[Set task]:
Give back every line exactly as it appears, pictures excluded.

[Source data]:
*****

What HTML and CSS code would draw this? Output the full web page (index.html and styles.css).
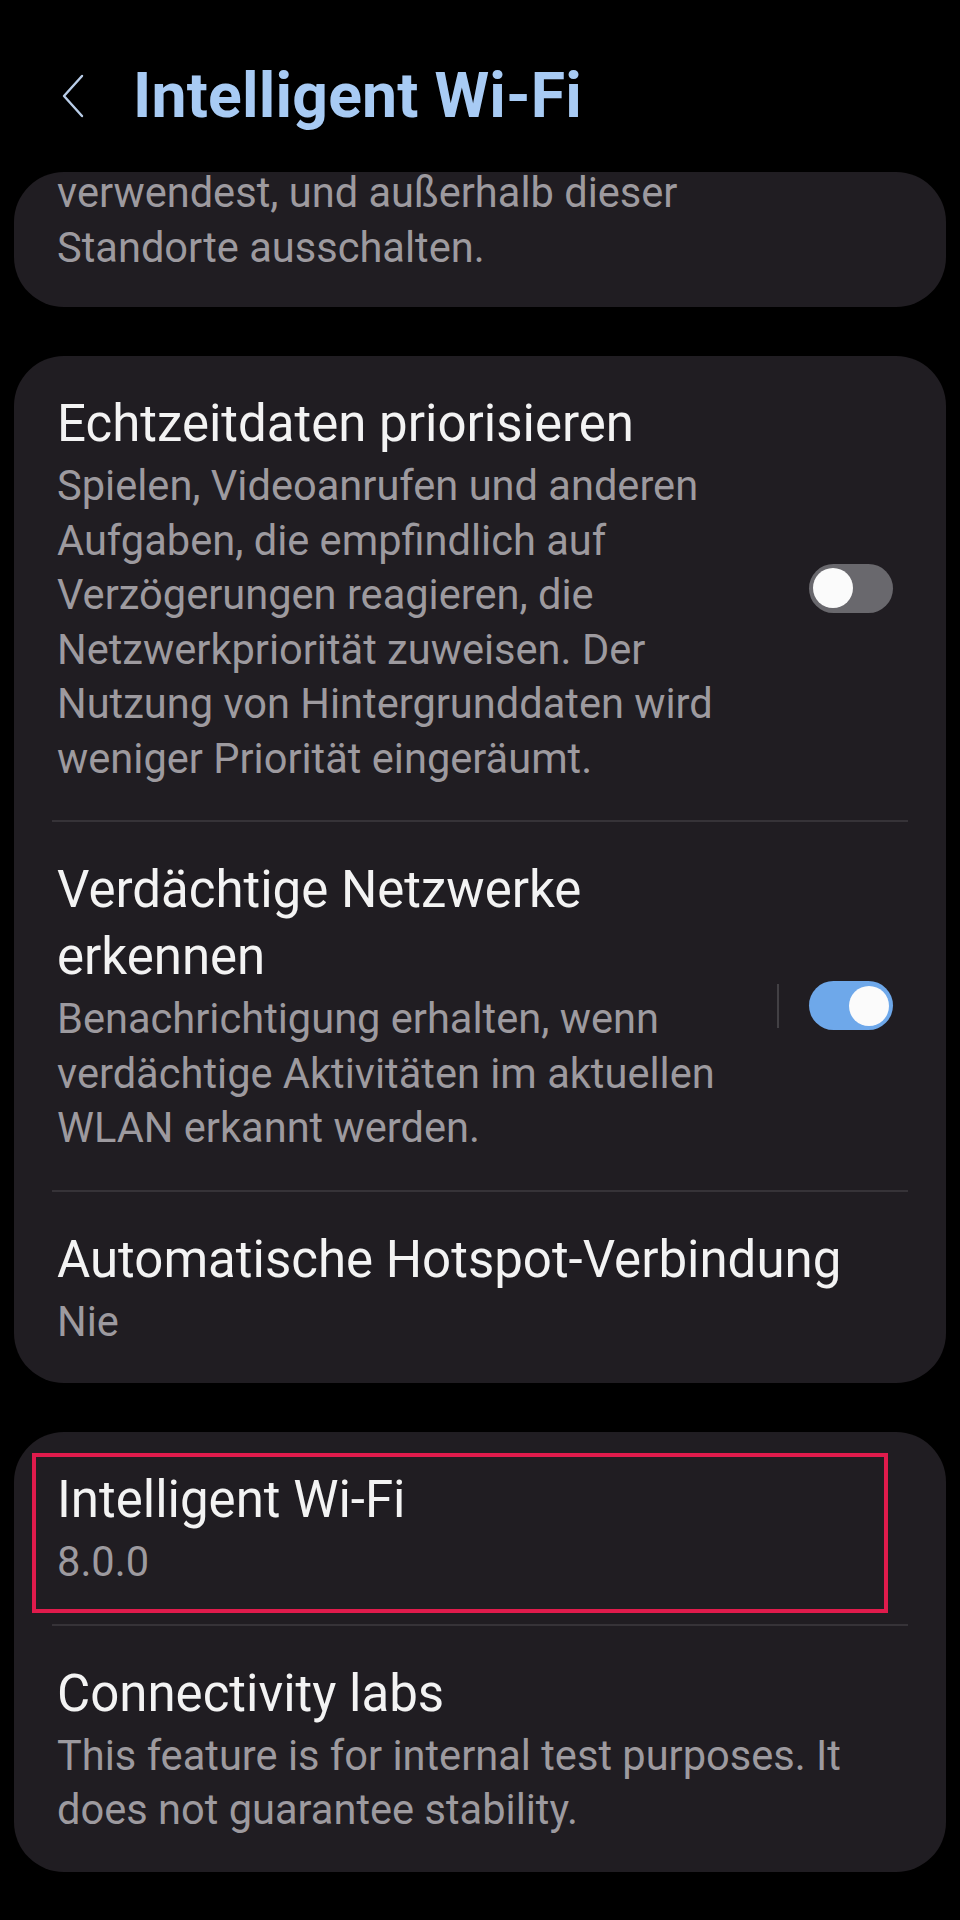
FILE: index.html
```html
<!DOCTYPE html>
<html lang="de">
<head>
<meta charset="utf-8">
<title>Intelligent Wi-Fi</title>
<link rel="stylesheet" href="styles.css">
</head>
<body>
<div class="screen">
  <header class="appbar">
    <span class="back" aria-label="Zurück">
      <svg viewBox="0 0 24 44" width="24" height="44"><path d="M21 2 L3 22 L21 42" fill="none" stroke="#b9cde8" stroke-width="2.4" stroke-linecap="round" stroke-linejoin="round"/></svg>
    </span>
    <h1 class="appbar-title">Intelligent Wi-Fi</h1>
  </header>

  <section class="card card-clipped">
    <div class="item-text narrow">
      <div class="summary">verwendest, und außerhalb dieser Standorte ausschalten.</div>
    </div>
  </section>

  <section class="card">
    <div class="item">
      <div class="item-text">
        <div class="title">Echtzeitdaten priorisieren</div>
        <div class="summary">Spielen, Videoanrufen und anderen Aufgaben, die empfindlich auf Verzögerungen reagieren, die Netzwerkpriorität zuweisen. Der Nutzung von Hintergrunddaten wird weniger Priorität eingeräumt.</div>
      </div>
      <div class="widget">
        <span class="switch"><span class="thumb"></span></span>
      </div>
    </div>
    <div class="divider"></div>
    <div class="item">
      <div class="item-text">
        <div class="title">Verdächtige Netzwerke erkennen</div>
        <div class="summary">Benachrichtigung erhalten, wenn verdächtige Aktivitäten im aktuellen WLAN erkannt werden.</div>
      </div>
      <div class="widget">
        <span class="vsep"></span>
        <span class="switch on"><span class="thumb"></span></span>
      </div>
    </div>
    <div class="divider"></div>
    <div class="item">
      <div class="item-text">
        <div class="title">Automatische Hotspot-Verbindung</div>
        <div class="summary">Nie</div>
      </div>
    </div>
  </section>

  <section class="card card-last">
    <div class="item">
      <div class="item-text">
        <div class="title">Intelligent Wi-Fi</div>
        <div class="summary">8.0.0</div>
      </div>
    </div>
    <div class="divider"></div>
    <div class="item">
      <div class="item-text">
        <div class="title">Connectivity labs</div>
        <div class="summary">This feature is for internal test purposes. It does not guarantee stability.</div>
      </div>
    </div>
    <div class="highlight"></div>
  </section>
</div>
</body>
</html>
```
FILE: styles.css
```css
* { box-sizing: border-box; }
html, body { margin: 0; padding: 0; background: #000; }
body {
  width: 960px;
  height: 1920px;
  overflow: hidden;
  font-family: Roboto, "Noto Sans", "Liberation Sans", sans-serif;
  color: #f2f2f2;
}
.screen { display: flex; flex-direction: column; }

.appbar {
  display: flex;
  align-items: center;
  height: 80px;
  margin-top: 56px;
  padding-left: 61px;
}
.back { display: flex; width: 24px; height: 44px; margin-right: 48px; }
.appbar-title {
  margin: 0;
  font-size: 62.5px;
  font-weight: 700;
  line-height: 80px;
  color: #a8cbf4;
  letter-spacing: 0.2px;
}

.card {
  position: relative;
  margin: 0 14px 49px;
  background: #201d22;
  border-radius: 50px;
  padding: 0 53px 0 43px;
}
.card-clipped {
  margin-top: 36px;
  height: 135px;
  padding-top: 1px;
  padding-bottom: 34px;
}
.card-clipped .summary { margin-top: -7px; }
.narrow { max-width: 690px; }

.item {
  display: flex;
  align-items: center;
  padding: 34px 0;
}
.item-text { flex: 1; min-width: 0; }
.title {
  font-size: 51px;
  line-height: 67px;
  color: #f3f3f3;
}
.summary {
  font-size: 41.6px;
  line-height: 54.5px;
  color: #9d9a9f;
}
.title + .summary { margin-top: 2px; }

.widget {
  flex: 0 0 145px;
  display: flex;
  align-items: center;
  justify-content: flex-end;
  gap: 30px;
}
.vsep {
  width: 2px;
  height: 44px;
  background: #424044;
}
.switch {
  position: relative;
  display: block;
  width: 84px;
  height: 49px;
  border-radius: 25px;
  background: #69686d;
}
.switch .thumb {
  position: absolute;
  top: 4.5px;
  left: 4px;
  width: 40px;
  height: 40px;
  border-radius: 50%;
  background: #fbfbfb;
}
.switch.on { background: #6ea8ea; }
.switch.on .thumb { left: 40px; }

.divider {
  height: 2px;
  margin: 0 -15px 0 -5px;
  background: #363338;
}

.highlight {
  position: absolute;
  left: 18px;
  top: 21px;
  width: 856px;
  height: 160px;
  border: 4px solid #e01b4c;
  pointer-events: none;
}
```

*****

[Result for this task]:
What HTML and CSS code would draw this? Output the full web page (index.html and styles.css).
FILE: index.html
```html
<!DOCTYPE html>
<html lang="de">
<head>
<meta charset="utf-8">
<title>Intelligent Wi-Fi</title>
<link rel="stylesheet" href="styles.css">
</head>
<body>
<div class="screen">
  <header class="appbar">
    <span class="back" aria-label="Zurück">
      <svg viewBox="0 0 24 44" width="24" height="44"><path d="M21 2 L3 22 L21 42" fill="none" stroke="#b9cde8" stroke-width="2.4" stroke-linecap="round" stroke-linejoin="round"/></svg>
    </span>
    <h1 class="appbar-title">Intelligent Wi-Fi</h1>
  </header>

  <section class="card card-clipped">
    <div class="item-text narrow">
      <div class="summary">verwendest, und außerhalb dieser Standorte ausschalten.</div>
    </div>
  </section>

  <section class="card">
    <div class="item">
      <div class="item-text">
        <div class="title">Echtzeitdaten priorisieren</div>
        <div class="summary">Spielen, Videoanrufen und anderen Aufgaben, die empfindlich auf Verzögerungen reagieren, die Netzwerkpriorität zuweisen. Der Nutzung von Hintergrunddaten wird weniger Priorität eingeräumt.</div>
      </div>
      <div class="widget">
        <span class="switch"><span class="thumb"></span></span>
      </div>
    </div>
    <div class="divider"></div>
    <div class="item">
      <div class="item-text">
        <div class="title">Verdächtige Netzwerke erkennen</div>
        <div class="summary">Benachrichtigung erhalten, wenn verdächtige Aktivitäten im aktuellen WLAN erkannt werden.</div>
      </div>
      <div class="widget">
        <span class="vsep"></span>
        <span class="switch on"><span class="thumb"></span></span>
      </div>
    </div>
    <div class="divider"></div>
    <div class="item">
      <div class="item-text">
        <div class="title">Automatische Hotspot-Verbindung</div>
        <div class="summary">Nie</div>
      </div>
    </div>
  </section>

  <section class="card card-last">
    <div class="item">
      <div class="item-text">
        <div class="title">Intelligent Wi-Fi</div>
        <div class="summary">8.0.0</div>
      </div>
    </div>
    <div class="divider"></div>
    <div class="item">
      <div class="item-text">
        <div class="title">Connectivity labs</div>
        <div class="summary">This feature is for internal test purposes. It does not guarantee stability.</div>
      </div>
    </div>
    <div class="highlight"></div>
  </section>
</div>
</body>
</html>
```
FILE: styles.css
```css
* { box-sizing: border-box; }
html, body { margin: 0; padding: 0; background: #000; }
body {
  width: 960px;
  height: 1920px;
  overflow: hidden;
  font-family: Roboto, "Noto Sans", "Liberation Sans", sans-serif;
  color: #f2f2f2;
}
.screen { display: flex; flex-direction: column; }

.appbar {
  display: flex;
  align-items: center;
  height: 80px;
  margin-top: 56px;
  padding-left: 61px;
}
.back { display: flex; width: 24px; height: 44px; margin-right: 48px; }
.appbar-title {
  margin: 0;
  font-size: 62.5px;
  font-weight: 700;
  line-height: 80px;
  color: #a8cbf4;
  letter-spacing: 0.2px;
}

.card {
  position: relative;
  margin: 0 14px 49px;
  background: #201d22;
  border-radius: 50px;
  padding: 0 53px 0 43px;
}
.card-clipped {
  margin-top: 36px;
  height: 135px;
  padding-top: 1px;
  padding-bottom: 34px;
}
.card-clipped .summary { margin-top: -7px; }
.narrow { max-width: 690px; }

.item {
  display: flex;
  align-items: center;
  padding: 34px 0;
}
.item-text { flex: 1; min-width: 0; }
.title {
  font-size: 51px;
  line-height: 67px;
  color: #f3f3f3;
}
.summary {
  font-size: 41.6px;
  line-height: 54.5px;
  color: #9d9a9f;
}
.title + .summary { margin-top: 2px; }

.widget {
  flex: 0 0 145px;
  display: flex;
  align-items: center;
  justify-content: flex-end;
  gap: 30px;
}
.vsep {
  width: 2px;
  height: 44px;
  background: #424044;
}
.switch {
  position: relative;
  display: block;
  width: 84px;
  height: 49px;
  border-radius: 25px;
  background: #69686d;
}
.switch .thumb {
  position: absolute;
  top: 4.5px;
  left: 4px;
  width: 40px;
  height: 40px;
  border-radius: 50%;
  background: #fbfbfb;
}
.switch.on { background: #6ea8ea; }
.switch.on .thumb { left: 40px; }

.divider {
  height: 2px;
  margin: 0 -15px 0 -5px;
  background: #363338;
}

.highlight {
  position: absolute;
  left: 18px;
  top: 21px;
  width: 856px;
  height: 160px;
  border: 4px solid #e01b4c;
  pointer-events: none;
}
```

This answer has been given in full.